11. Таким образом, по проведении и завершении этой курии король расположенные в верховьях Рейна провинции и города посетил и этих милостью, тех беззаконием себе подчинил, как требовало дело. Когда же вошел в Эльзас, там фортуна его чуть остановилась, там он устроил сражение, как с несчастным исходом, так и неблагоразумным началом. Ибо, когда его спутники гордо вступили в селение Руффах, которое выделялось большим количеством людей и оружия, [применению] насилия препятствовало многолюдное собрание горожан; не тогда ли беззаконие словно меру утратило, не оставив возможности терпеть. Услышав о беспорядке, король торопился, что насилию не препятствовало, но содействовало, сражение не унимало, но еще больше разжигало. Это дело все селение привело в волнение, когда прибежал неудержимый народ: женщина с мужчиной, раб с господином, слабый с сильным и, так произошло, что у большинства душа беззаконию послужила. Сражение было столь же стремительным, сколь и бегство, ибо, когда те [люди], которые были со стороны короля, увидели натиск яростной толпы и находившееся в неблагоприятном положении дело, то, рассудив, что в доблести его гибель, в одном бегстве спасение, как могли бегством жизнь спасали. О несчастный исход, о позор королевства: когда король бежал, королевские инсигнии стали добычей народа.
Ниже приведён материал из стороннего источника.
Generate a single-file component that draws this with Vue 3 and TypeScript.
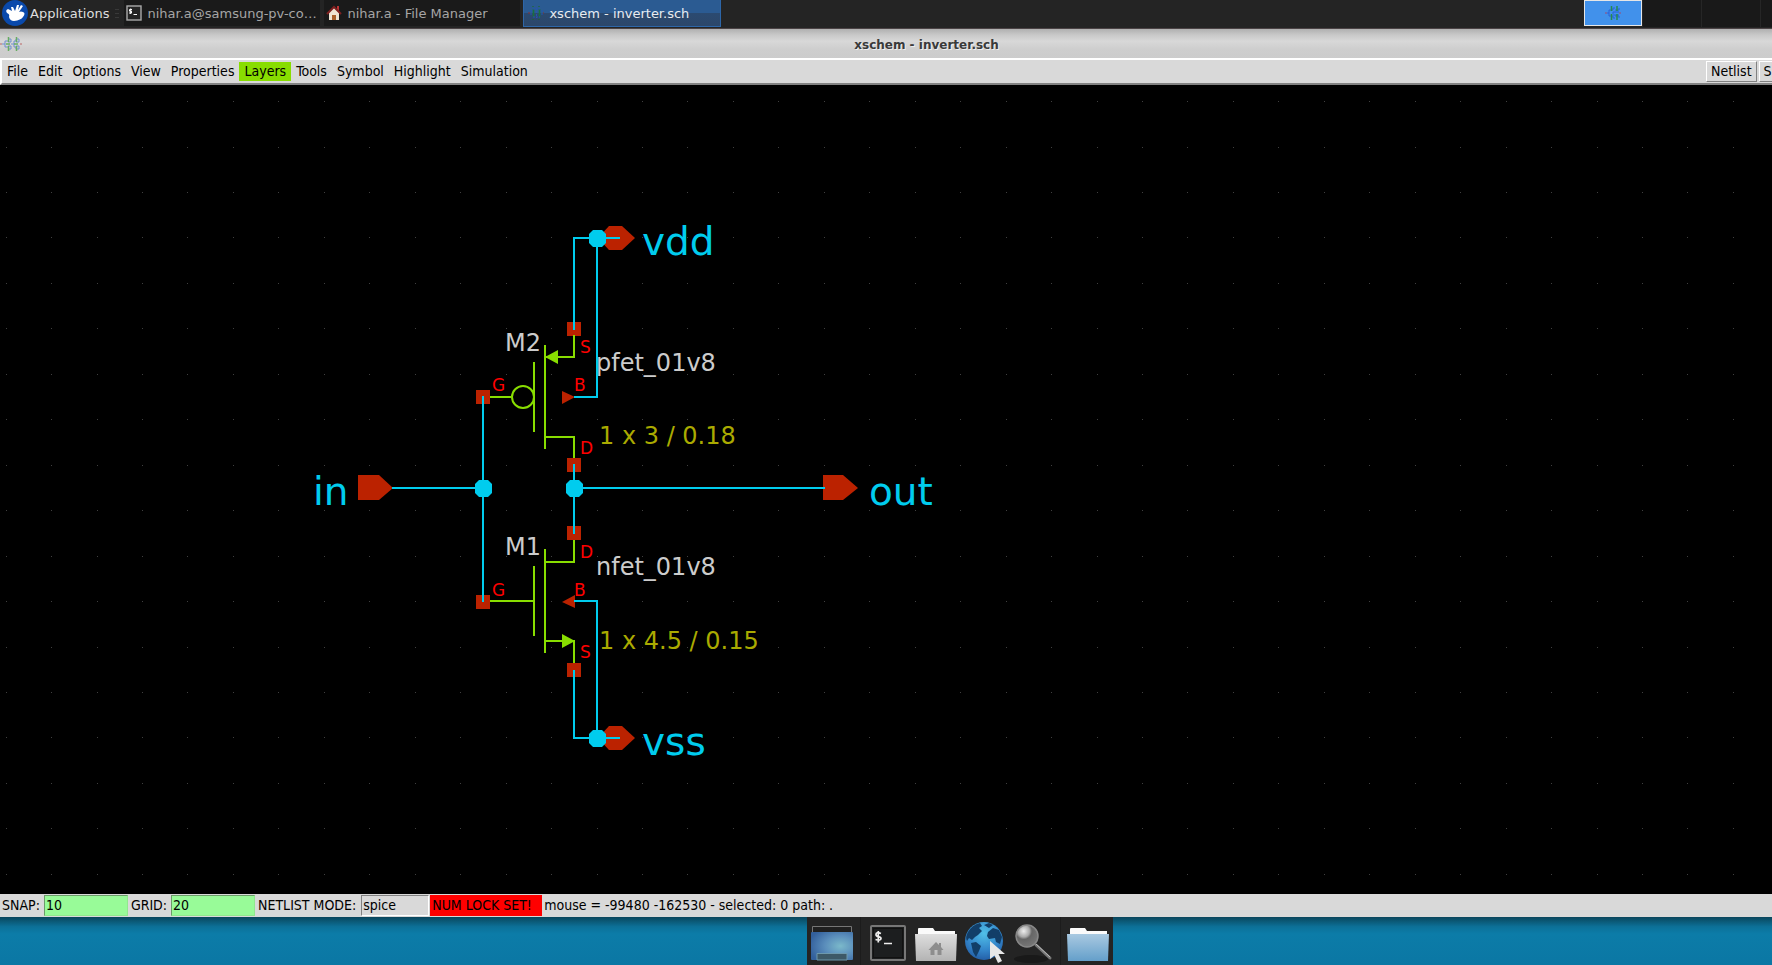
<script setup lang="ts">
interface Label { x: number; y: number; t: string; c: string }

const menus: string[] = ['File', 'Edit', 'Options', 'View', 'Properties', 'Layers', 'Tools', 'Symbol', 'Highlight', 'Simulation']

const labels: Label[] = [
  { x: 642, y: 255, t: 'vdd', c: 'net' },
  { x: 642, y: 755, t: 'vss', c: 'net' },
  { x: 313, y: 505, t: 'in', c: 'net' },
  { x: 869, y: 505, t: 'out', c: 'net' },
  { x: 505, y: 351, t: 'M2', c: 'name' },
  { x: 505, y: 555, t: 'M1', c: 'name' },
  { x: 596, y: 371, t: 'pfet_01v8', c: 'name' },
  { x: 596, y: 575, t: 'nfet_01v8', c: 'name' },
  { x: 599, y: 444, t: '1 x 3 / 0.18', c: 'size' },
  { x: 599, y: 649, t: '1 x 4.5 / 0.15', c: 'size' },
  { x: 580, y: 353, t: 'S', c: 'pin' },
  { x: 574, y: 391, t: 'B', c: 'pin' },
  { x: 492, y: 391, t: 'G', c: 'pin' },
  { x: 580, y: 454, t: 'D', c: 'pin' },
  { x: 580, y: 558, t: 'D', c: 'pin' },
  { x: 574, y: 596, t: 'B', c: 'pin' },
  { x: 492, y: 596, t: 'G', c: 'pin' },
  { x: 580, y: 658, t: 'S', c: 'pin' },
]

const pads: [number, number][] = [[567, 322], [567, 458], [476, 390], [567, 526], [567, 663], [476, 595]]
const junctions: [number, number][] = [[597, 238], [483, 488], [574, 488], [597, 738]]

const step = 500 / 11
const dots: string = Array.from({ length: 18 }, (_, r) =>
  Array.from({ length: 60 }, (_, c) => `M${Math.floor(6.1 + c * step)} ${Math.floor(101.6 + r * step)}h1v1h-1z`).join(''),
).join('')
</script>

<template>
  <div class="screen">
    <header class="panel">
      <button class="apps">
        <svg width="26" height="26" viewBox="0 0 26 26" aria-hidden="true">
          <circle cx="13" cy="13" r="13" fill="#0a49ab" />
          <path d="M6 9Q3 10 5 13Q8 14 7 17Q8 21 12 21Q19 20 21 17Q24 13 21 12Q19 11 17 12L21 6L19 5L16 10L17 5L15 5L13 11L11 7L9 7L10 11Z" fill="#fff" />
        </svg>
        <span>Applications</span>
      </button>
      <i class="grip"></i>
      <button class="task">
        <svg width="16" height="16" viewBox="0 0 16 16" aria-hidden="true">
          <rect x="1" y="1" width="14" height="14" fill="#252525" stroke="#aaa" stroke-width="1.4" />
          <path d="M6 4.5H3.500V6.200H5.500V8H3M4.700 3.500V9M7.500 9.500H11" stroke="#fff" fill="none" />
        </svg>
        <span>nihar.a@samsung-pv-co…</span>
      </button>
      <button class="task t2">
        <svg width="16" height="16" viewBox="0 0 16 16" aria-hidden="true">
          <path d="M11 1h2v5h-2z" fill="#b33" />
          <path d="M3 7L8 2L13 7V15H3Z" fill="#eee4d4" />
          <path d="M1 9L8 2L15 9" fill="none" stroke="#7e2020" stroke-width="2" />
          <path d="M6 10h4v5H6z" fill="#a8602c" />
        </svg>
        <span>nihar.a - File Manager</span>
      </button>
      <button class="task active">
        <svg width="16" height="16" viewBox="0 0 16 16" aria-hidden="true">
          <path d="M5.500 4v8M11.500 4v8" stroke="#187040" stroke-width="1.600" fill="none" />
          <path d="M3 5v6M8.500 3v10M14 5v6M5 4h7M5 12h7" stroke="#2454b0" fill="none" stroke-dasharray="2 1" />
          <path d="M5 1v1M11 1v1M5 14v1M11 14v1" stroke="#187018" />
          <path d="M0 8h2M15 8h1" stroke="#833" />
        </svg>
        <span>xschem - inverter.sch</span>
      </button>
      <div class="pager">
        <button class="ws on" aria-label="Workspace 1">
          <svg width="16" height="16" viewBox="0 0 16 16" aria-hidden="true">
            <path d="M2 8H4M4 5V11M4 5H8V3H10M4 11H8V13H10M8 7V9M10 5H14V3M10 11H14V13M8 7H14M8 10H14" stroke="#2961d8" fill="none" />
            <path d="M6.500 1V6M6.500 9V15M12 1V6M12 9V15" stroke="#268a50" stroke-width="1.500" />
            <path d="M0 8h2M14 8h2" stroke="#a34b70" />
          </svg>
        </button>
        <button class="ws" aria-label="Workspace 2"></button>
        <button class="ws" aria-label="Workspace 3"></button>
        <button class="ws last" aria-label="Workspace 4"></button>
      </div>
    </header>

    <div class="titlebar">
      <svg width="22" height="16" viewBox="0 0 22 16" aria-hidden="true">
        <path d="M2 8H5M5 5V11M5 5H8M5 11H8M8 3H11V6H8M8 10H11V13H8M11 8H14M14 5V11M14 5H16V3H19V6H16M14 11H16V13H19V10H16" stroke="#6f8fce" fill="none" />
        <path d="M8.500 1V6M8.500 10V15M16.500 1V6M16.500 10V15M6 8H10M14 8H18" stroke="#67ad62" stroke-width="1.500" />
        <path d="M0 8h2M20 8h2" stroke="#b66" />
      </svg>
      <h1>xschem - inverter.sch</h1>
    </div>

    <nav class="menubar">
      <button v-for="m in menus" :key="m" class="menu" :class="{ hot: m === 'Layers' }">{{ m }}</button>
      <div class="tools">
        <button class="raised">Netlist</button>
        <button class="raised">S</button>
      </div>
    </nav>

    <main class="canvas">
      <svg class="schematic" role="img" aria-label="Inverter schematic">
        <g transform="translate(0 -85)">
          <path :d="dots" fill="#404040" shape-rendering="crispEdges" />

          <g class="pinfill">
            <rect v-for="(p, i) in pads" :key="i" :x="p[0]" :y="p[1]" width="14" height="14" />
            <path d="M358 475H379L393 488L379 500H358Z" />
            <path d="M823 475H843L858 488L843 500H823Z" />
            <path d="M598 238L609 226H622L635 238L622 250H609Z" />
            <path d="M598 738L609 726H622L635 738L622 750H609Z" />
            <path d="M562 391L575 397L562 404Z" />
            <path d="M575 595L562 602L575 608Z" />
          </g>

          <g class="device">
            <path d="M545 345V449M534 362V432M574 335V357H545M545 437H574V458M490 397H511" />
            <circle cx="523" cy="397" r="11" />
            <path d="M545 549V653M534 566V636M574 540V562H545M545 641H574V663M490 601H534" />
          </g>
          <path d="M545 357L558 350V364ZM562 634L575 641L562 648Z" fill="#88dd00" />

          <g class="wire">
            <path d="M574 330V238H620M597 238V397H574M392 488H483M483 396V602M574 464V534M574 488H825" />
            <path d="M574 601H597V738M574 670V738H620" />
          </g>
          <path
            v-for="(j, i) in junctions" :key="'j' + i" fill="#00ccee"
            :d="`M${j[0] - 4} ${j[1] - 8}h9l4 4v9l-4 4h-9l-4 -4v-9z`"
          />

          <text v-for="(l, i) in labels" :key="'t' + i" :x="l.x" :y="l.y" :class="l.c">{{ l.t }}</text>
        </g>
      </svg>
    </main>

    <div class="status">
      <label for="snap">SNAP:</label>
      <input id="snap" type="text" value="10">
      <label for="grid">GRID:</label>
      <input id="grid" type="text" value="20">
      <label for="mode">NETLIST MODE:</label>
      <input id="mode" class="mode" type="text" value="spice" readonly>
      <span class="numlock">NUM LOCK SET!</span>
      <span class="mouse">mouse = -99480 -162530 - selected: 0 path: .</span>
    </div>

    <footer class="desktop">
      <nav class="dock">
        <button aria-label="Show desktop">
          <svg width="48" height="48" viewBox="0 0 48 48" aria-hidden="true">
            <defs>
              <radialGradient id="desk" cx=".7" cy=".5" r=".75"><stop offset="0" stop-color="#7bb9ca" /><stop offset=".5" stop-color="#5a8dbb" /><stop offset="1" stop-color="#33609c" /></radialGradient>
            </defs>
            <path d="M4.500 18V9.500H43.500V18" fill="#202020" stroke="#777" />
            <rect x="3" y="15" width="42" height="28" rx="1" fill="url(#desk)" />
            <path d="M9 43V36.500H39V43Z" fill="#3d5967" stroke="#6d98ac" />
          </svg>
        </button>
        <i class="sep"></i>
        <button aria-label="Terminal">
          <svg width="48" height="48" viewBox="0 0 48 48" aria-hidden="true">
            <rect x="7" y="9" width="34" height="34" rx="1" fill="#1c1e1f" stroke="#777" stroke-width="2" />
            <rect x="9.500" y="11.500" width="29" height="29" fill="none" stroke="#111" />
            <path d="M17 16.500Q12 14.500 12 17.500Q12 19.300 14.500 19.700Q17 20.200 17 21.500Q17 24 11.500 22.500M14.300 14V25.500M20 26.500H28" stroke="#eee" stroke-width="1.700" fill="none" />
          </svg>
        </button>
        <button aria-label="Home folder">
          <svg width="48" height="48" viewBox="0 0 48 48" aria-hidden="true">
            <defs><linearGradient id="grey" x2="0" y2="1"><stop offset="0" stop-color="#dedede" /><stop offset="1" stop-color="#b3b3b3" /></linearGradient></defs>
            <path d="M6 18V12Q6 11 7 11H21L23 14H43V18Z" fill="#fafafa" />
            <path d="M3 17H45L44 44H4Z" fill="url(#grey)" />
            <path d="M16.500 33L24 25L27 28V26H29V30L31.500 33H29.500V38H25.500V33H22.500V38H18.500V33Z" fill="#8d8d8d" />
          </svg>
        </button>
        <button aria-label="Web browser">
          <svg width="48" height="48" viewBox="0 0 48 48" aria-hidden="true">
            <defs><radialGradient id="sea" cx=".5" cy=".3" r=".7"><stop offset="0" stop-color="#51c0e8" /><stop offset=".6" stop-color="#3488cc" /><stop offset="1" stop-color="#2460a8" /></radialGradient></defs>
            <circle cx="24" cy="24" r="19" fill="url(#sea)" />
            <path d="M8 15Q12 8 20 6L22 9L19 11L22 14L18 18L15 20L12 23L9 21L7 24Q5 20 8 15ZM11 26L16 25L21 29L19 34L16 40L13 35ZM24 8L29 6L33 8L29 11ZM28 15L33 11L39 13L42 20L40 27L36 25L35 21L29 22L27 19Z" fill="#123e68" />
            <path d="M30 24V42L34.500 38.500L38 46L42 44L38.500 37H45Z" fill="#e7e7e7" />
          </svg>
        </button>
        <button aria-label="Search">
          <svg width="48" height="48" viewBox="0 0 48 48" aria-hidden="true">
            <defs><radialGradient id="lens" cx=".35" cy=".28" r=".75"><stop offset="0" stop-color="#eee" /><stop offset=".35" stop-color="#aaa" /><stop offset=".5" stop-color="#666" /><stop offset="1" stop-color="#777" /></radialGradient></defs>
            <ellipse cx="23" cy="42" rx="17" ry="4" fill="#191919" />
            <path d="M28 28L42 41" stroke="#777" stroke-width="3" stroke-linecap="round" />
            <path d="M28 27L42 40" stroke="#bbb" />
            <circle cx="19" cy="19" r="11" fill="url(#lens)" stroke="#888" stroke-width="1.500" />
          </svg>
        </button>
        <i class="sep"></i>
        <button aria-label="Files">
          <svg width="48" height="48" viewBox="0 0 48 48" aria-hidden="true">
            <defs><linearGradient id="blue" x2="0" y2="1"><stop offset="0" stop-color="#a9c9e1" /><stop offset="1" stop-color="#649fca" /></linearGradient></defs>
            <path d="M6 18V12Q6 11 7 11H21L23 14H43V18Z" fill="#fafafa" />
            <path d="M3 17H45L44 44H4Z" fill="url(#blue)" />
          </svg>
        </button>
      </nav>
    </footer>
  </div>
</template>

<style>
html, body { margin: 0; background: #0a7aa5; overflow: hidden; }
</style>

<style scoped>
.screen { min-height: 100vh; display: flex; flex-direction: column; font-family: "DejaVu Sans", sans-serif; font-size: 13px; color: #000; overflow: hidden; }
button { border: 0; margin: 0; padding: 0; background: none; font: inherit; color: inherit; white-space: nowrap; }
svg { display: block; flex: none; }

.panel { height: 29px; box-sizing: border-box; display: flex; background: #242424; border-bottom: 1px solid #4c4446; color: #dedede; }
.apps { display: flex; align-items: center; gap: 2px; height: 26px; padding-left: 2px; }
.grip { width: 4px; height: 9px; margin: 9px 5px 0 6px; background: repeating-linear-gradient(#393939 0 1px, transparent 1px 4px); }
.task { display: flex; align-items: center; gap: 5px; height: 26px; width: 196px; box-sizing: border-box; padding-left: 2px; margin-right: 4px; background: #1a1a1a; color: #a6a6a6; }
.t2 { margin-right: 3px; }
.active { width: 198px; height: 27px; padding-left: 4px; margin: 0; color: #e8ecf0; background: linear-gradient(#2b5b92 0 50%, #2b4a70 50%, #2c476a); border: solid #2d66a8; border-width: 0 1px 1px; }
.pager { margin-left: auto; display: flex; height: 27px; }
.ws { width: 59px; box-sizing: border-box; background: #191919; border-left: 1px solid #262626; }
.ws.on { display: flex; align-items: center; justify-content: center; width: 58px; height: 26px; background: #4191eb; border: 1px solid #e6e6e6; }
.ws.last { width: 12px; }

.titlebar { height: 29px; display: flex; align-items: center; background: linear-gradient(#b0b0b0, #c8c8c8 20%, #d8d8d8 42%, #cecece 70%, #cccccc); }
.titlebar h1 { flex: 1; margin: 0; padding: 2px 0 0 59px; text-align: center; font-size: 12px; line-height: 16px; color: #3a3a3a; text-shadow: 1px 1px 0 #eee; }

.menubar, .status { font-family: "DejaVu Sans Condensed", "DejaVu Sans", sans-serif; font-size: 14px; font-stretch: condensed; background: #d9d9d9; }
.menubar { height: 27px; box-sizing: border-box; display: flex; align-items: center; border: solid; border-width: 2px 0 2px 2px; border-color: #fff #fff #828282; overflow: hidden; }
.menu { height: 19px; line-height: 19px; padding: 0 5px; }
.menu.hot { background: #88dd00; }
.tools { margin-left: auto; display: flex; gap: 2px; flex: 0 0 66px; overflow: hidden; }
.raised { flex: none; height: 21px; line-height: 17px; padding: 0 4px; border: 1px solid; border-color: #fff #828282 #828282 #fff; }

.canvas { flex: 1; display: flex; background: #000; min-height: 600px; }
.schematic { width: 100%; height: auto; }
.pinfill { fill: #bb2200; }
.device { fill: none; stroke: #88dd00; stroke-width: 2; }
.wire { fill: none; stroke: #00ccee; stroke-width: 2; }
.net { font-size: 39px; fill: #00ccee; }
.name { font-size: 24px; fill: #cccccc; }
.size { font-size: 24px; fill: #aaaa00; }
.pin { font-size: 17px; fill: #ff0000; }

.status { height: 23px; display: flex; align-items: center; line-height: 21px; padding-left: 2px; white-space: nowrap; }
.status input { font: inherit; width: 84px; height: 21px; box-sizing: border-box; margin: 0 3px 0 4px; padding: 0 1px; border: 1px solid; border-color: #6c9c6a #90e88e #90e88e #6c9c6a; background: #98fb98; border-radius: 0; outline: 0; }
.status .mode { width: 68px; margin: 0 1px 0 5px; background: #d9d9d9; border-color: #828282 #fff #fff #828282; }
.numlock { width: 110px; padding-left: 2px; background: #f00; }
.mouse { padding-left: 2px; }

.desktop { height: 48px; display: flex; background: linear-gradient(#0a465c, #0c7097 20%, #0c7ca8 35%, #0b77a4); }
.dock { margin-left: 807px; display: flex; padding: 0 1px; background: #242424; }
.sep { width: 8px; background: linear-gradient(90deg, transparent 4px, #1c1c1c 4px 5px, transparent 5px); }
</style>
Раскайся все же, добрый король, раскайся, и признай гнев небес в этой своей участи! Ибо в том, что ты бежал, – тот, кто отца изгнал, – и потерял инсигнии, которые у отца ты отнял, и есть правосудие и гнев Божий. Но, когда позднее он получил их обратно посредством мирного соглашения и милостивого прощения, глубокая рана обиды заставила короля изменить решение, так что, собрав большую силу, он опустошал селение пожаром и грабежом и на людях той местности без разбора учинял расправу. Но, за тем, что навлек на себя такую дерзость фортуны, подозревая продвижение замысла отца, начал новые несправедливые козни на него замышлять и, чтобы не было ему повода для препятствий, устремился или к его пленению, или к уничтожению его души.
Итак, когда услышал [король, что император] находился в Льеже, где его вера и его удача нашла пристанище, то решил, что ему следует устроить там празднование Пасхи, чтобы и его самого, если бы мог подготовиться, он захватил, и от епископа[562], который его соперника принял из уважения, за такое оскорбление потребовал бы удовлетворения. И когда отец узнал, что его сын определил Льеж для празднования Пасхи, направил к нему посольство, [высказавшись] в такой манере: «Если спрошу тебя, милейший сын, обычая людей или заповеди Бога более предпочтительно держаться, ответь мне, если ты от истины не отступился, подобно вьючному скоту, который небесное – земному, человеческое – божественному не предпочтет. Почему ты больше слушаешь тех [людей], которые тебе внушают: «Преследуй отца твоего», чем слова самого Господа: «Почитай отца твоего»?[563]
Они тебя обманывают, не наставляют, о чести твоей не заботятся, но завидуют, под видом верности они затягивают в сети вероломства. Не иначе они могли привести к разрушению чести твоей, если не через разрушение нашей. Пусть будет разумно, чтобы после изгнания за мои грехи, которое является решением моих противников, Бог оставит меня отрешенным от власти. Однако тебе не следовало в ниспровержении моего дела стараться и королевство, что я тебе предназначил, у меня похищать. В землях варваров столь бесчеловечный поступок порицают и проклинают; испытали бы отвращение сами язычники, и те [люди], которые Бога не знают, признают, что в надлежащем почитании людей они долг природе отдают. Но, что удивительного, если обманул злонамеренным внушением легкомысленного и незрелого годами, когда даже старцев и твердых душами [людей] злые мысли порой доводят до злодеяния? Судьба моя лучше чужого несчастья, такого как твое, ибо ты находился в руках советников, а не они в твоих. Если же ты увеличиваешь беззаконие, то уже обвинить не сможешь, когда знаешь о совершении преступления и не предпринять вмешательства не можешь.